BOGOTA, Colombia (AFP) — A Colombian governor claimed on Tuesday he had survived two armed attacks in the space of 24 hours in a region rife with dissident left-wing guerrillas.
The first attack happened on Sunday when “the vehicle I was traveling in was hit by a sniper,” Juan Guillermo Zuluaga, governor of the central Meta department, told W Radio.
On Monday afternoon “an explosive device” was detonated as a caravan of vehicles Zuluaga was traveling in passed by.
Zuluaga escaped both incidents unharmed but an adult and a six-year-old child were injured by “the shards from the explosive device,” he said.

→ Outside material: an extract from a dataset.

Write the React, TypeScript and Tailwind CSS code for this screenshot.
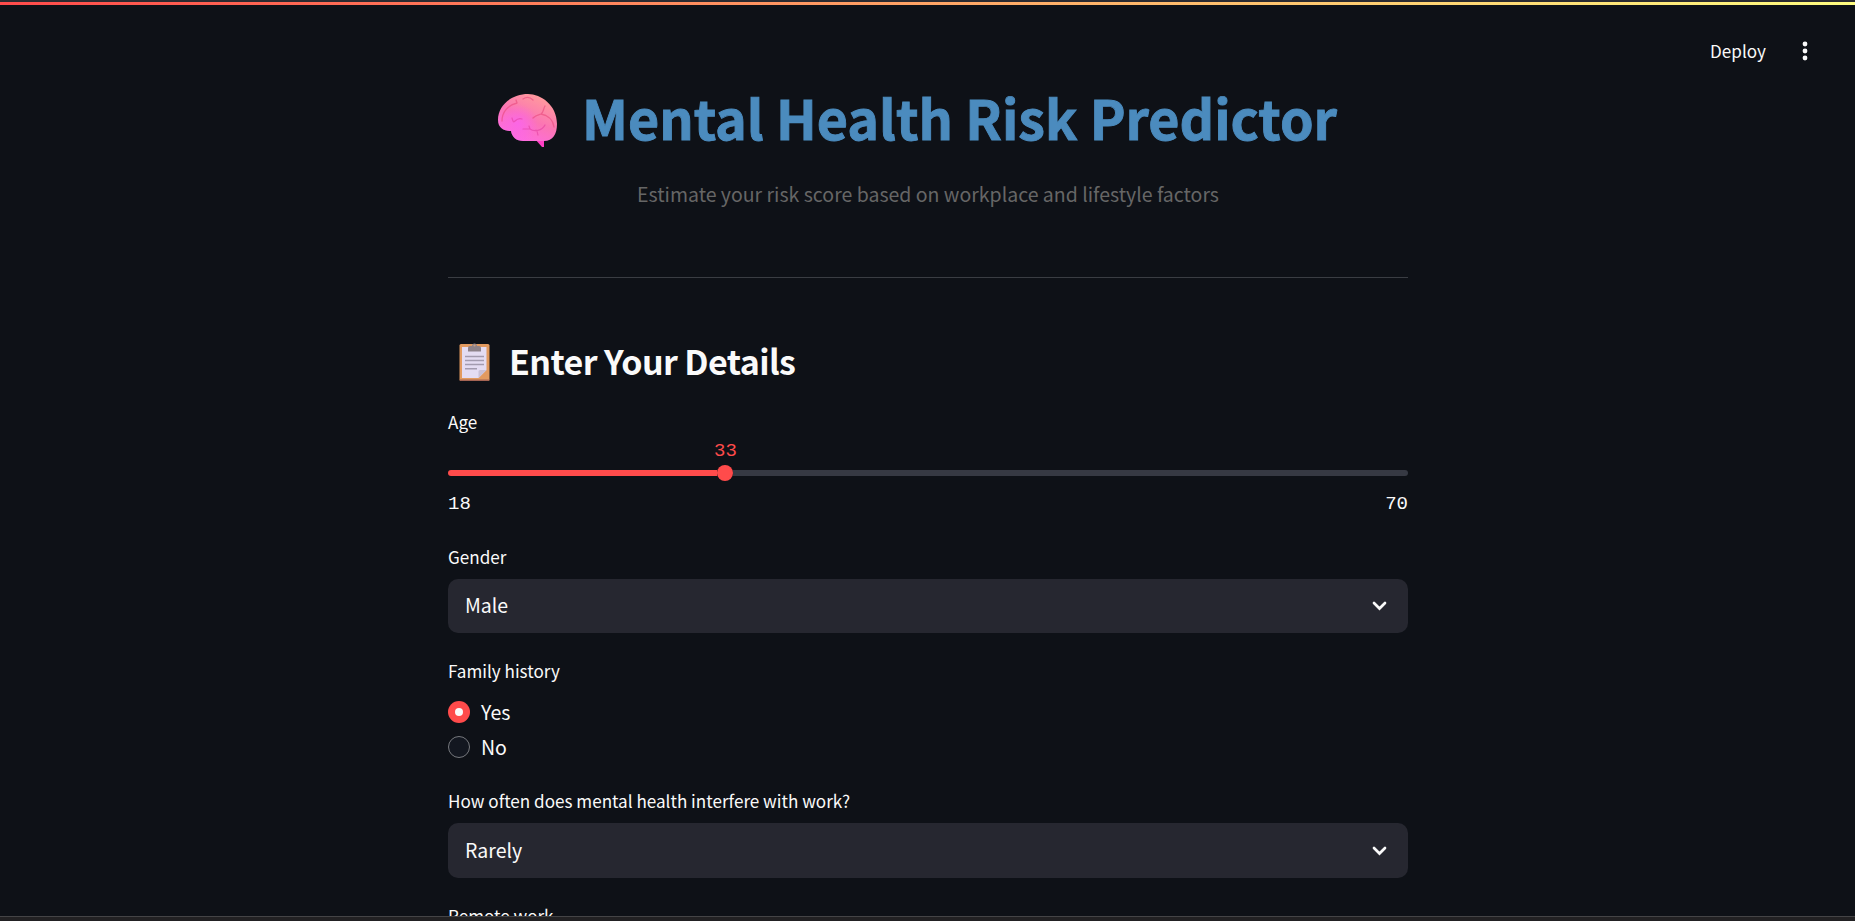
import type { ReactNode } from "react";

function Brain() {
  return (
    <svg className="mt-px h-[54px] w-[60px] shrink-0" viewBox="0 0 60 54" fill="none">
      <defs>
        <linearGradient id="brain" x1="40" y1="0" x2="18" y2="48" gradientUnits="userSpaceOnUse">
          <stop stopColor="#ff9b9b" />
          <stop offset=".5" stopColor="#fb75b4" />
          <stop offset="1" stopColor="#ff6ae8" />
        </linearGradient>
        <radialGradient id="glow" cx="20" cy="30" r="20" gradientUnits="userSpaceOnUse">
          <stop stopColor="#fb66e6" />
          <stop offset="1" stopColor="#fb66e6" stopOpacity="0" />
        </radialGradient>
      </defs>
      <path d="M37 45h9v8h-2z" fill="#ff3fc4" />
      <path d="M30 0C43 0 59 11 59 30c0 10-4 17-13 17H25c-7 0-11-4-12-10C6 37 0 34 0 26 0 11 14 0 30 0Z" fill="url(#brain)" />
      <path d="M30 0C43 0 59 11 59 30c0 10-4 17-13 17H25c-7 0-11-4-12-10C6 37 0 34 0 26 0 11 14 0 30 0Z" fill="url(#glow)" />
      <path d="M4 27c0-9 6-16 15-18M19 9l-1-3M25 5c3-2 7-2 10 1M47 12c-2 3-1 6-4 8-3 1-5 1-8 4M43 20c6 1 12 5 13 13" stroke="#e8477c" strokeOpacity=".6" strokeWidth="1.3" strokeLinecap="round" />
      <path d="M14 24c1 3 1 5 3 3 2-2 4-3 7-2M25 35h7c4 3 12 2 15-4M38 36c2 1 1 3 2 5M32 35l-1-3" stroke="#e03a9c" strokeOpacity=".55" strokeWidth="1.2" strokeLinecap="round" />
    </svg>
  );
}

function Clipboard() {
  return (
    <svg className="h-[39px] w-[31px] shrink-0" viewBox="0 0 31 39" fill="none">
      <rect x=".5" y="2" width="30" height="37" rx="1.5" fill="#e29a5f" />
      <path d="M.5 37.500h30a1.500 1.500 0 0 1-1.500 1.500H2A1.500 1.500 0 0 1 .5 37.500z" fill="#a56453" />
      <path d="M3 5h24.500v23l-8 8H3z" fill="#e4dcf2" />
      <path d="M19.500 36v-6.500a1.500 1.500 0 0 1 1.500-1.500h6.500z" fill="#c9c0d6" />
      <path d="M9 9.500V6a2 2 0 0 1 2-2h2a2.500 2.500 0 0 1 5 0h2a2 2 0 0 1 2 2v3.500z" fill="#8d8289" />
      <circle cx="15.500" cy="3.500" r="1.100" fill="#c99f80" />
      <path d="M6 14.500h19M6 18.500h19M6 22.500h19M6 26.800h12" stroke="#a39baf" strokeWidth="1.600" />
    </svg>
  );
}

function Label({ children }: { children: ReactNode }) {
  return <div className="h-[24px] text-[17.1px] leading-[21px] whitespace-nowrap">{children}</div>;
}

function Select({ value, className }: { value: string; className: string }) {
  return (
    <div className={"flex items-center justify-between rounded-[10px] bg-[#262730] pr-[21px] pl-[17px] " + className}>
      <span className="pb-[2px] text-[19.5px] leading-[28px]">{value}</span>
      <svg className="h-[10px] w-[15px]" viewBox="0 0 15 10" fill="none">
        <path d="M2 2l5.500 5.500L13 2" stroke="#fafafa" strokeWidth="2.700" strokeLinecap="round" />
      </svg>
    </div>
  );
}

function Radio({ label, checked }: { label: string; checked?: boolean }) {
  return (
    <div className="flex h-[22px] items-center gap-[11px]">
      {checked ? (
        <span className="flex size-[22px] items-center justify-center rounded-full bg-[#ff4b4b]">
          <span className="size-2 rounded-full bg-[#fafafa]" />
        </span>
      ) : (
        <span className="size-[22px] rounded-full border-[1.250px] border-[#76787d] bg-[#131720]" />
      )}
      <span className="pb-px text-[19.5px] leading-[28px]">{label}</span>
    </div>
  );
}

export default function App() {
  return (
    <div className="flex h-[921px] w-[1855px] flex-col overflow-hidden bg-[#0e1117] font-['Noto_Sans_CJK_SC',sans-serif] text-[#fafafa]">
      <div className="h-[2px] shrink-0 bg-[#2b2b31]" />
      <div className="h-[3px] shrink-0 bg-linear-to-r/srgb from-[#ff4b4b] to-[#fffd80]" />
      <div className="relative min-h-0 flex-1 overflow-hidden">
        <header className="absolute top-[32px] right-[47px] flex h-[28px] items-center gap-[36px]">
          <span className="text-[17.1px] leading-[28px]">Deploy</span>
          <svg className="h-[20px] w-[6px]" viewBox="0 0 6 20" fill="#fafafa">
            <circle cx="3" cy="3" r="2.400" />
            <circle cx="3" cy="10" r="2.400" />
            <circle cx="3" cy="17" r="2.400" />
          </svg>
        </header>
        <main className="ml-[448px] flex w-[960px] flex-col">
          <div className="mt-[80px] flex h-[70px] items-center pl-[50px]">
            <Brain />
            <h1 className="ml-[24px] pb-[7px] text-[53.800px] leading-[70px] font-bold whitespace-nowrap text-[#4b8bbe] [-webkit-text-stroke:0.9px_#4b8bbe]">Mental Health Risk Predictor</h1>
          </div>
          <p className="mt-[24px] h-[29px] text-center text-[19.5px] leading-[29px] text-[#666666]">Estimate your risk score based on workplace and lifestyle factors</p>
          <hr className="mt-[69px] border-t border-[#3a3d43]" />
          <div className="mt-[58px] mb-[2px] flex h-[50px] items-center pl-[11px]">
            <Clipboard />
            <h2 className="ml-[19px] text-[34px] leading-[50px] font-semibold tracking-[-0.6px] whitespace-nowrap">Enter Your Details</h2>
          </div>
          <div className="mt-[23px]">
            <Label>Age</Label>
          </div>
          <div className="mt-[4px] h-[24px] pl-[266px] font-['Liberation_Mono',monospace] text-[19px] leading-[24px] text-[#ff4b4b]">33</div>
          <div className="mt-[2px] flex h-[16px] items-center">
            <div className="h-[6px] w-[269px] rounded-l-full bg-[#ff4b4b]" />
            <div className="size-[16px] rounded-full bg-[#ff4b4b]" />
            <div className="h-[6px] flex-1 rounded-r-full bg-[#363943]" />
          </div>
          <div className="mt-[11px] flex h-[24px] justify-between font-['Liberation_Mono',monospace] text-[19px] leading-[24px]">
            <span>18</span>
            <span>70</span>
          </div>
          <div className="mt-[30px]">
            <Label>Gender</Label>
          </div>
          <Select value="Male" className="mt-[9px] h-[54px]" />
          <div className="mt-[27px]">
            <Label>Family history</Label>
          </div>
          <div className="mt-[17px] flex flex-col gap-[13px]">
            <Radio label="Yes" checked />
            <Radio label="No" />
          </div>
          <div className="mt-[32px]">
            <Label>How often does mental health interfere with work?</Label>
          </div>
          <Select value="Rarely" className="mt-[9px] h-[55px]" />
          <div className="mt-[27px]">
            <Label>Remote work</Label>
          </div>
        </main>
      </div>
      <div className="h-[5px] shrink-0 border-t border-[#444446] bg-[#222123]" />
    </div>
  );
}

The liberal governor said he was warned about a third planned attack “at a site where we were intending to go.”
The region was the former bastion of the Revolutionary Armed Forces of Colombia (FARC), the rebel group that laid down arms and formed a communist political party following an historic peace deal in 2016.
However, some dissident guerrillas refused to give up their struggle and continue to operate throughout Colombia’s most lawless regions, where other armed groups also compete for control of the lucrative drug-trafficking and illegal mining and logging markets.
Local people there are often the victims of violence and extortion.
Throughout its half century conflict with the Colombian state, FARC rebels regularly targeted political leaders that governed in their areas of influence.
Experts accuse the government of leaving certain regions to the mercy of armed groups since the peace deal was signed.